From the Inside Out: Harrowing Escapes from the Twin Towers of the World Trade Center

By: Erik O. Ronningen / Narrated By: Andrew Firda, Katie McCall

Length: 5 hrs and 27 mins

This iconic photo says it all

Author Erik O. Ronningen credits this as being a personal photo taken by Jim Usher, and I think it pretty much sums up what Ronningen’s book, From the Inside Out, is. It CERtainly captures an image indelibly emblazoned in my mind (I’m NOT the only one, I’m positive!).

Ronningen took several years to write the book, wanted to get it out by the first anniversary but then simply settled for getting it right.

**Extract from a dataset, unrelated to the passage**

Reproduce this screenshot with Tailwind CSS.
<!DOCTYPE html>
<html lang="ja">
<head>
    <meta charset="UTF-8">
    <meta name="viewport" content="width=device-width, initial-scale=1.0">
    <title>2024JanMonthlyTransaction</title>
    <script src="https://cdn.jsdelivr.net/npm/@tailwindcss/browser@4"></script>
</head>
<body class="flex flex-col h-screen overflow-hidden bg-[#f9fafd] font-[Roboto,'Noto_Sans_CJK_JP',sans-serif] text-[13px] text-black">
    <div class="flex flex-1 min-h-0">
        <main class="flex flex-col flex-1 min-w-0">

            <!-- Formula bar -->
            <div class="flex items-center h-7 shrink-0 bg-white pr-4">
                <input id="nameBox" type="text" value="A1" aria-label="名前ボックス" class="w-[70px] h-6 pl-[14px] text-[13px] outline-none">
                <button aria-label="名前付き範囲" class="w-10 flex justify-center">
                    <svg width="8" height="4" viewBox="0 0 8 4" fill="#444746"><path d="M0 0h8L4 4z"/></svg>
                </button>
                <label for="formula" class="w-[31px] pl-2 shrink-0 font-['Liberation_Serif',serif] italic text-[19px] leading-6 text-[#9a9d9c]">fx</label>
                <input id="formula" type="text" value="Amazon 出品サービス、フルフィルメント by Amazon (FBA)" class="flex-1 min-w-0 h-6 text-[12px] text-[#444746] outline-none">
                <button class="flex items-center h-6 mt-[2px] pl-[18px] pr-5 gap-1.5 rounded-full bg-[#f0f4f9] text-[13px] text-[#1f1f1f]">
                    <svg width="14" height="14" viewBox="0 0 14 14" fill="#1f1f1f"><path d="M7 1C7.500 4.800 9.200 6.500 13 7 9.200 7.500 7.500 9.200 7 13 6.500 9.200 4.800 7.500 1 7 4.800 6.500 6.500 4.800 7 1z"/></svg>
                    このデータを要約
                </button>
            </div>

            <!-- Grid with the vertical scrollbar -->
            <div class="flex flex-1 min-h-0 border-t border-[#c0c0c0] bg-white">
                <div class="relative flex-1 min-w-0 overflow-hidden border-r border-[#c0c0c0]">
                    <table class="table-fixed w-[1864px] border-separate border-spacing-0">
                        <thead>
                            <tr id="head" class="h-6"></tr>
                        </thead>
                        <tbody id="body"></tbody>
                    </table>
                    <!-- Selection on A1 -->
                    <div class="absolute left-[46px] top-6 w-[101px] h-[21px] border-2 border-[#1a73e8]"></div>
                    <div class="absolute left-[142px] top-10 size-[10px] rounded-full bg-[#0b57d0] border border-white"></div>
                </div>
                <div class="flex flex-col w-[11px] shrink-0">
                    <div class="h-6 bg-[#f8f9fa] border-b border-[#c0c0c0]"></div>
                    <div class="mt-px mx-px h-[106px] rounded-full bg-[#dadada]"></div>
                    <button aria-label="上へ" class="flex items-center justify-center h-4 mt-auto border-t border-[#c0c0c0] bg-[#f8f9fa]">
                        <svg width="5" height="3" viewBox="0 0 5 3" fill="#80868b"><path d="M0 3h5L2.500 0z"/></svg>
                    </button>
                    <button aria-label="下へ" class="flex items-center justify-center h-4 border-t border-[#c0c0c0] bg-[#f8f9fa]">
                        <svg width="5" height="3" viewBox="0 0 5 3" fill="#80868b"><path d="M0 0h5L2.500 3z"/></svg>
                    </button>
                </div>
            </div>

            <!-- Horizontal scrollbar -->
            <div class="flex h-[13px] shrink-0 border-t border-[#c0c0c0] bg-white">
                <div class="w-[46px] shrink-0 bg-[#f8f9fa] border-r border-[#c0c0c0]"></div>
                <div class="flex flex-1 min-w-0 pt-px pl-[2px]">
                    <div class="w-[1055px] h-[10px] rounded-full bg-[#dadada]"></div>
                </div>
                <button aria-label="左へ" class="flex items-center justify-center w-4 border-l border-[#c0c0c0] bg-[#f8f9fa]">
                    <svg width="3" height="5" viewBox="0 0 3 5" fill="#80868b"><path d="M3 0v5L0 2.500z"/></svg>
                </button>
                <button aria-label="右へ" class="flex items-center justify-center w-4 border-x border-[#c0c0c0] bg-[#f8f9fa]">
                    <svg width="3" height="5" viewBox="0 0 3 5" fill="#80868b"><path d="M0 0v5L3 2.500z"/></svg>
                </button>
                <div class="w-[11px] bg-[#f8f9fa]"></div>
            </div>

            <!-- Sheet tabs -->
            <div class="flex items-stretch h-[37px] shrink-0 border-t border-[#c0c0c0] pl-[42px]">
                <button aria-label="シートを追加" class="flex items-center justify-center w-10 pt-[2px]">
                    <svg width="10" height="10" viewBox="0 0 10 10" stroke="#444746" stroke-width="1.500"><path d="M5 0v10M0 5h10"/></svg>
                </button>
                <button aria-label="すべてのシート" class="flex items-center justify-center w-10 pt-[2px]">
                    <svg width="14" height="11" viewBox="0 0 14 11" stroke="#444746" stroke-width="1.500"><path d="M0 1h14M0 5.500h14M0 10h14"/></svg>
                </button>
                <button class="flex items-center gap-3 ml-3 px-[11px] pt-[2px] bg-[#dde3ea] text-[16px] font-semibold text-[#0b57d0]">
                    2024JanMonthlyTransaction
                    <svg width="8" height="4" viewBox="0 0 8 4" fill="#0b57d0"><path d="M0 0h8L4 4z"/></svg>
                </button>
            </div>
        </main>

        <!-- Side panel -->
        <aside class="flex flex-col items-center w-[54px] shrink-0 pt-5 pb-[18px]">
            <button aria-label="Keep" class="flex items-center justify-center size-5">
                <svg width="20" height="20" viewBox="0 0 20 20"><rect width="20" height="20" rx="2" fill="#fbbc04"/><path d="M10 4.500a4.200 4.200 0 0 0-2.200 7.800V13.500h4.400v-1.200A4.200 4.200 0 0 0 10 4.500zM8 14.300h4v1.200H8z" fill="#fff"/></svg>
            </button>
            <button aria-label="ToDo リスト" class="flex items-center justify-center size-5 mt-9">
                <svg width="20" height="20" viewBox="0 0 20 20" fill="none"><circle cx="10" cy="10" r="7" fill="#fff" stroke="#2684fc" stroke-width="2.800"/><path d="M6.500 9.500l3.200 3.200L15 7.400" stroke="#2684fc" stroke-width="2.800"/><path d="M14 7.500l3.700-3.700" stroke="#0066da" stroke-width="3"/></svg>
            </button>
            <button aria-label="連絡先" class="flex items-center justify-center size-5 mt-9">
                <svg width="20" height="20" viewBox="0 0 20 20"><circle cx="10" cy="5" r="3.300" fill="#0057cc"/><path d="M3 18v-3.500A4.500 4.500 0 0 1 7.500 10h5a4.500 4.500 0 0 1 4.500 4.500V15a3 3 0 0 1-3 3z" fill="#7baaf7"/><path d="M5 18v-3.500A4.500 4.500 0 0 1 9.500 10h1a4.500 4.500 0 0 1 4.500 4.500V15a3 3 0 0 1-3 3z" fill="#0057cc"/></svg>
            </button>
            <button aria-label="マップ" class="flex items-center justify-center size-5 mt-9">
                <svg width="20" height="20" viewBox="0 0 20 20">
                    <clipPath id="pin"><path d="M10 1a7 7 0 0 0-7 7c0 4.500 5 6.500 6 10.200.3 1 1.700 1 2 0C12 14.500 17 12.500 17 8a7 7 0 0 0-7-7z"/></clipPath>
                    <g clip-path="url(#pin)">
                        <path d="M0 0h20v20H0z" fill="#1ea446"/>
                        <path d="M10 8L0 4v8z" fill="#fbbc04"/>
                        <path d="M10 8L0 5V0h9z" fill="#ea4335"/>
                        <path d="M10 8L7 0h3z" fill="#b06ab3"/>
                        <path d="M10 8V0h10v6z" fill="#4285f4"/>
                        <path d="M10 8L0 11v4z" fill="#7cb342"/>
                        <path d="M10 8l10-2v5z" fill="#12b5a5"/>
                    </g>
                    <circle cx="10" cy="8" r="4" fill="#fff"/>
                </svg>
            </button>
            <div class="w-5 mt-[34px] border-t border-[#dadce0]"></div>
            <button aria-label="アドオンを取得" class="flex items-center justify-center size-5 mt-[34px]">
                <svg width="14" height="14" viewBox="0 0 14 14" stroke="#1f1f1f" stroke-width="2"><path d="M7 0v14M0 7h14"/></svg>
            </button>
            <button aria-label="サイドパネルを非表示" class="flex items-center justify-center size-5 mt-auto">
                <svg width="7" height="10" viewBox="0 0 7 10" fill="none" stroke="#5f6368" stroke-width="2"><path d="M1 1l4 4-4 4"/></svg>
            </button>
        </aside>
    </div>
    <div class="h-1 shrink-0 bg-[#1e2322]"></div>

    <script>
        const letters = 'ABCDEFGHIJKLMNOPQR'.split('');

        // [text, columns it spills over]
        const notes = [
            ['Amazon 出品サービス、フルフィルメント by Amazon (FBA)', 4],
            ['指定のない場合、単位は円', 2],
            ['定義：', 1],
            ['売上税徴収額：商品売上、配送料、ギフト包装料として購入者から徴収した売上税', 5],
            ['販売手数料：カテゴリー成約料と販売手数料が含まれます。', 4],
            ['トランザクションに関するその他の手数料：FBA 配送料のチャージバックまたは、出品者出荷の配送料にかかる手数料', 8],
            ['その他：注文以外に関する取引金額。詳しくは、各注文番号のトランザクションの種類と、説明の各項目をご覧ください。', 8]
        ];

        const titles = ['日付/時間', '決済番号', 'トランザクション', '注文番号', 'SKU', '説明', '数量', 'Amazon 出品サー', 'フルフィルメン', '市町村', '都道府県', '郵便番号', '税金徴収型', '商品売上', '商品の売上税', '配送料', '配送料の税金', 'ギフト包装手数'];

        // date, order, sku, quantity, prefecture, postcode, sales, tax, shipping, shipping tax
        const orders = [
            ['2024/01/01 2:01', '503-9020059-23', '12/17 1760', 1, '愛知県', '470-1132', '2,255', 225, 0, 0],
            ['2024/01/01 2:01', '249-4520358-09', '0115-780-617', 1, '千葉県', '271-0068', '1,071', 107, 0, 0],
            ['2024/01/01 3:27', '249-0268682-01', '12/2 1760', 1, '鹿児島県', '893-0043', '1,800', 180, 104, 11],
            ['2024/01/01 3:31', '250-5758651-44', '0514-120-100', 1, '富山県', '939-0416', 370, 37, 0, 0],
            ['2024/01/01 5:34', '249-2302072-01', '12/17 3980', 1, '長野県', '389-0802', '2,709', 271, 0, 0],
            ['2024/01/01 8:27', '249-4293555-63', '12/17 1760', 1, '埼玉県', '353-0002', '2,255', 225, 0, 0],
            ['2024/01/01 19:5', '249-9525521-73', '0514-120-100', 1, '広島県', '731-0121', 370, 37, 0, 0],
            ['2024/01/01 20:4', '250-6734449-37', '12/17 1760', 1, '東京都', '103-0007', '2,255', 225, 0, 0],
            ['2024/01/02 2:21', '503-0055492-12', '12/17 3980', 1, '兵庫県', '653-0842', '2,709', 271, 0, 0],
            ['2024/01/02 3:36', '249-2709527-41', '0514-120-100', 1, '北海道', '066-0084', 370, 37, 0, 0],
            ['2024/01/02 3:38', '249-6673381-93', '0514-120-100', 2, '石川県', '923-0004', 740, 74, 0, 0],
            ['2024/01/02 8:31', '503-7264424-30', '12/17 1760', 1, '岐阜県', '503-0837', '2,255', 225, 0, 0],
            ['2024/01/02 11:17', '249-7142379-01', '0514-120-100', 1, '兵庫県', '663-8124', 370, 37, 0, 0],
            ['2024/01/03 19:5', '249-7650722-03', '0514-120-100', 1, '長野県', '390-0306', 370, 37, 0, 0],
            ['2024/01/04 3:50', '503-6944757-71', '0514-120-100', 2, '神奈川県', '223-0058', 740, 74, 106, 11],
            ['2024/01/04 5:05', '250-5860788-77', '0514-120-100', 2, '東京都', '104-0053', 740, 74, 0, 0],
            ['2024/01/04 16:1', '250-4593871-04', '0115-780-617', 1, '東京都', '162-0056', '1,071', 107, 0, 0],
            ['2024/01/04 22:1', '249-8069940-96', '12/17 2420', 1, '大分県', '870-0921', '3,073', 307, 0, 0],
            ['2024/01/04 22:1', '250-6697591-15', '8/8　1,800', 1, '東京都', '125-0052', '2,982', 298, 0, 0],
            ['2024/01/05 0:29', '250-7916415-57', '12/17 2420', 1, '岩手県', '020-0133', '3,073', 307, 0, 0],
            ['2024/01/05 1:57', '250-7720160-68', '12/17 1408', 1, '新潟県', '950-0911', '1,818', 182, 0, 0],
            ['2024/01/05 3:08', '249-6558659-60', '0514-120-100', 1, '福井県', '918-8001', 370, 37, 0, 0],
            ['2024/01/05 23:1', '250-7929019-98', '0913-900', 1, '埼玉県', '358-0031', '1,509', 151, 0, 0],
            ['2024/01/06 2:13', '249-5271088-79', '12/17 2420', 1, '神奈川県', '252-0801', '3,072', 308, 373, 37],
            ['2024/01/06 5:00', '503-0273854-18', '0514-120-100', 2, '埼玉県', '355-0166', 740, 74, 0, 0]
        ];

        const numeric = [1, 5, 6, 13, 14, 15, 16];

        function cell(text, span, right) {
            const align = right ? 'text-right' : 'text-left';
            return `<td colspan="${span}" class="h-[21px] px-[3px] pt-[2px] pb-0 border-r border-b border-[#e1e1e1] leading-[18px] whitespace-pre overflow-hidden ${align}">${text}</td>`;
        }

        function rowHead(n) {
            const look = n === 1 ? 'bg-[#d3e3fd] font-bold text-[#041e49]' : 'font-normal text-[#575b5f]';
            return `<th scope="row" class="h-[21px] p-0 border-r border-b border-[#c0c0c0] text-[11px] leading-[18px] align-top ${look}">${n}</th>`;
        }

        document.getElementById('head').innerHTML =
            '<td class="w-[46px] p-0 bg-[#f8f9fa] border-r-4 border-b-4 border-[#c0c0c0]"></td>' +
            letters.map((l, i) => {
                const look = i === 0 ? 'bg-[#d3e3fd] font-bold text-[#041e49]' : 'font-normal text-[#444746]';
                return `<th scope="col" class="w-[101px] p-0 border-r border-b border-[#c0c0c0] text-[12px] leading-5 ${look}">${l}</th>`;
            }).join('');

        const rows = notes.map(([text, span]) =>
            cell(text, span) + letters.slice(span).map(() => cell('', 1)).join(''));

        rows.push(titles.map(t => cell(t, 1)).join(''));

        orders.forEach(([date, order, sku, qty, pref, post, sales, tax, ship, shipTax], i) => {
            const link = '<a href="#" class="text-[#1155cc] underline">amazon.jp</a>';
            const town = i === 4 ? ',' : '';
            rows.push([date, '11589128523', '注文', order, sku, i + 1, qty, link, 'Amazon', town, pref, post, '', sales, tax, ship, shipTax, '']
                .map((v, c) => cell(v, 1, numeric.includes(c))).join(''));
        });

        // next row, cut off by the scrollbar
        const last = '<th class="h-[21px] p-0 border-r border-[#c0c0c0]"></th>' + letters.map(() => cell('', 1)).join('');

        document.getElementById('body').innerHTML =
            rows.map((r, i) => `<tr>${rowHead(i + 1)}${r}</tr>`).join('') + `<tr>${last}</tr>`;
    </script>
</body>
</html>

Considering he became a widower during the writing of it, losing his best cheerleader, I’m surprised it came out at all.

But I’m glad. While other books give an FDNY point of view (Report from Ground Zero) or an FAA/NORAD point of view (The Voices of 9-11), and though 102 Minutes does it all, From the Inside Out gives the listener a more personal feel for what the people in the Towers felt and for what they went through.

There are many instances which will have you shuddering: The “near-miss” variety of just choosing to do this, that, the other, that saved a person on that fateful day. And there are many different types of people covered also. The emergency crews are covered; workers are covered; even Ronningen’s wife’s experiences are covered (Watching tv completely and unutterably helpless the whole time, no word from her husband coming, fearing he was dead).

While it doesn’t get toooo terribly graphic, there are some scenes that’ll stay with you. In all the 9/11 books I’ve listened to thus far, watching people jumping from the upper floors and looking at the ground and seeing gore and body parts are always mentioned. They’re mentioned here also. Police try guiding people out of the building with a, “Keep going. Don’t look around; just keep going,” and NATURALLY people look around.

And then wish they hadn’t.

While Andrew Firda’s narration is okay, I must say that I became a trifle impatient with Katie McCall’s. I know, I know: If the situations on September 11th weren’t fraught then I dunno what are, but still. I think McCall went overboard on fraught and shrill with her narration. As she did all the women for the most part, she simply made it sound like every single woman was a spaz. There were notes of, not rising hysteria, but flat-out in-your-face hysteria.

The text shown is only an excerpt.